Une deuxième phase avec quatre composantes
La deuxième phase de la préparation du programme pourrait commencer en même temps que la première, avec l’appui des partenaires du développement. Elle s’étalerait sur une période de cinq ans. Elle comprendrait quatre composantes :
- Le suivi des dispositifs institutionnels et des améliorations du cadre commercial régional avec notamment la modernisation et l’harmonisation des douanes et des services connexes, et encore la règlementation et la compétitivité des services logistiques ;
- L’amélioration des infrastructures matérielles en complétant les tronçons manquants, réhabiliter, entretenir les corridors routiers, améliorer la connectivité pour favoriser le développement économique et social le long du corridor RTS, développer les infrastructures nécessaires, y compris les centres/parcs logistiques et les ports secs, améliorer la connectivité, renforcer l’efficacité des ports.
- La préparation d’investissements ultérieurs et de projets de développement nationaux.

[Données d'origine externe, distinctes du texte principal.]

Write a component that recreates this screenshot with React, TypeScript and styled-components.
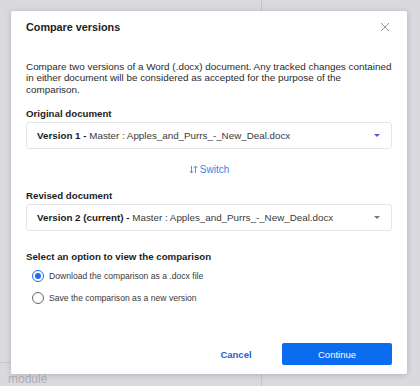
import React, { useState } from 'react';
import styled, { createGlobalStyle } from 'styled-components';

const GlobalStyle = createGlobalStyle`
    html, body {
        margin: 0;
        padding: 0;
        width: 420px;
        height: 386px;
        overflow: hidden;
        font-family: "Liberation Sans", Arial, sans-serif;
    }
`;

const Page = styled.div`
    position: relative;
    width: 420px;
    height: 386px;
    background: #dadade;
    display: grid;
    grid-template-columns: 262px 1fr;
    overflow: hidden;
`;

const BackPane = styled.div<{ divider?: boolean }>`
    border-right: ${p => (p.divider ? '1px solid #c4c4ca' : 'none')};
    display: flex;
    flex-direction: column;
    justify-content: flex-end;
    color: #b0b0b8;
    font-size: 12px;
`;

const BackText = styled.div`
    border-top: 1px solid #c8c8ce;
    padding: 10px 0 0 8px;
    height: 13px;
    line-height: 13px;
`;

const Modal = styled.div`
    position: absolute;
    left: 11px;
    top: 11px;
    width: 396px;
    height: 363px;
    background: #fff;
    border-radius: 2px;
    box-shadow: 0 1px 6px rgba(0, 0, 0, 0.18);
    box-sizing: border-box;
    padding: 6px 15px 9px 15px;
    display: flex;
    flex-direction: column;
    color: #222;
`;

const Header = styled.div`
    display: flex;
    justify-content: space-between;
    align-items: center;
    height: 20px;
`;

const Title = styled.div`
    font-size: 10.8px;
    font-weight: bold;
    color: #1c1c1c;
`;

const CloseBtn = styled.button`
    border: none;
    background: none;
    padding: 0;
    margin-right: 2px;
    width: 10px;
    height: 10px;
    display: flex;
    cursor: pointer;
`;

const Description = styled.p`
    margin: 24px 0 0;
    font-size: 9.9px;
    line-height: 11.4px;
    color: #2a2a2a;
`;

const Label = styled.div<{ top: number }>`
    margin-top: ${p => p.top}px;
    font-size: 9.7px;
    font-weight: bold;
    color: #1c1c1c;
`;

const Select = styled.div`
    margin-top: 3px;
    height: 27px;
    border: 1px solid #e6e6ea;
    border-radius: 3px;
    box-sizing: border-box;
    display: flex;
    align-items: center;
    justify-content: space-between;
    padding: 0 10px 0 10px;
    font-size: 9.8px;
    color: #3a3a3a;
`;

const Strong = styled.span`
    font-weight: bold;
    color: #1c1c1c;
`;

const Caret = styled.span<{ color: string }>`
    width: 0;
    height: 0;
    border-left: 3px solid transparent;
    border-right: 3px solid transparent;
    border-top: 3px solid ${p => p.color};
    margin-right: 1px;
`;

const SwitchRow = styled.div`
    display: flex;
    justify-content: center;
    margin-top: 12px;
    height: 17px;
    align-items: center;
`;

const SwitchBtn = styled.button`
    border: none;
    background: none;
    color: #3d82e8;
    font-family: inherit;
    font-size: 10px;
    padding: 0;
    display: flex;
    align-items: center;
    gap: 2px;
    cursor: pointer;
`;

const Options = styled.div`
    margin-top: 6px;
    display: flex;
    flex-direction: column;
    gap: 7px;
    padding-left: 6px;
`;

const Option = styled.label`
    display: flex;
    align-items: center;
    gap: 5px;
    font-size: 8.6px;
    color: #3a3a3a;
    height: 15px;
    cursor: pointer;
`;

const Radio = styled.span<{ checked: boolean }>`
    width: 12px;
    height: 12px;
    box-sizing: border-box;
    border-radius: 50%;
    border: 1px solid ${p => (p.checked ? '#1a6ef0' : '#666')};
    display: flex;
    align-items: center;
    justify-content: center;
    &::after {
        content: '';
        width: 6px;
        height: 6px;
        border-radius: 50%;
        background: ${p => (p.checked ? '#1a6ef0' : 'transparent')};
    }
`;

const Footer = styled.div`
    margin-top: auto;
    display: flex;
    justify-content: flex-end;
    align-items: center;
`;

const CancelBtn = styled.button`
    border: none;
    background: none;
    color: #1c5fd3;
    font-family: inherit;
    font-weight: bold;
    font-size: 9.5px;
    width: 92px;
    height: 22px;
    cursor: pointer;
`;

const ContinueBtn = styled.button`
    border: none;
    border-radius: 2px;
    background: #0b6cf0;
    color: #fff;
    font-family: inherit;
    font-size: 9.5px;
    width: 110px;
    height: 22px;
    cursor: pointer;
`;

export default function App() {
    const [choice, setChoice] = useState(0);
    const options = ['Download the comparison as a .docx file', 'Save the comparison as a new version'];

    return (
        <>
            <GlobalStyle />
            <Page>
                <BackPane divider>
                    <BackText>modulé</BackText>
                </BackPane>
                <BackPane />
                <Modal>
                    <Header>
                        <Title>Compare versions</Title>
                        <CloseBtn aria-label="Close">
                            <svg width="10" height="10" viewBox="0 0 10 10">
                                <path d="M1 1 L9 9 M9 1 L1 9" stroke="#9a9a9a" strokeWidth="1" />
                            </svg>
                        </CloseBtn>
                    </Header>
                    <Description>
                        Compare two versions of a Word (.docx) document. Any tracked changes contained in either document will be considered as accepted for the purpose of the comparison.
                    </Description>
                    <Label top={13}>Original document</Label>
                    <Select>
                        <span>
                            <Strong>Version 1 - </Strong>Master : Apples_and_Purrs_-_New_Deal.docx
                        </span>
                        <Caret color="#5b57d9" />
                    </Select>
                    <SwitchRow>
                        <SwitchBtn>
                            <svg width="9" height="9" viewBox="0 0 9 9">
                                <path d="M2.5 1 V8 M0.8 6.2 L2.5 8 L4.2 6.2 M6.5 8 V1 M4.8 2.8 L6.5 1 L8.2 2.8" stroke="#3d82e8" strokeWidth="0.9" fill="none" />
                            </svg>
                            Switch
                        </SwitchBtn>
                    </SwitchRow>
                    <Label top={12}>Revised document</Label>
                    <Select>
                        <span>
                            <Strong>Version 2 (current) - </Strong>Master : Apples_and_Purrs_-_New_Deal.docx
                        </span>
                        <Caret color="#777" />
                    </Select>
                    <Label top={20}>Select an option to view the comparison</Label>
                    <Options>
                        {options.map((o, i) => (
                            <Option key={o} onClick={() => setChoice(i)}>
                                <Radio checked={choice === i} />
                                {o}
                            </Option>
                        ))}
                    </Options>
                    <Footer>
                        <CancelBtn>Cancel</CancelBtn>
                        <ContinueBtn>Continue</ContinueBtn>
                    </Footer>
                </Modal>
            </Page>
        </>
    );
}
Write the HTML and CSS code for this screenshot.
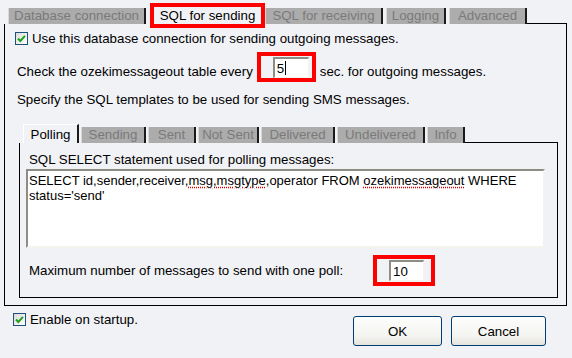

Cela passerait par des études techniques, économiques et financières, l’évaluation de l’impact environnemental et social des principaux investissements proposés.
- La réalisation du programme, suivi et évaluation avec un système complet de suivi et d’évaluation muni d’indicateurs de performance clairs, la formation et le renforcement des capacités des organismes gouvernementaux concernés.
Un projet dépendant de la volonté politique
Cette étude pose les bases des potentiels de développement des corridors de transport transnationaux africains en corridors économiques. Si, théoriquement, le projet apparaît comme viable, dans la réalité, il nécessite une coopération politique et économique étroite entre les pays. La transformation de ce corridor peut être une révolution dans le monde de la logistique africaine et met en lumière la nécessité d’une volonté politique pérenne, quelque soit les évolutions politiques des pays.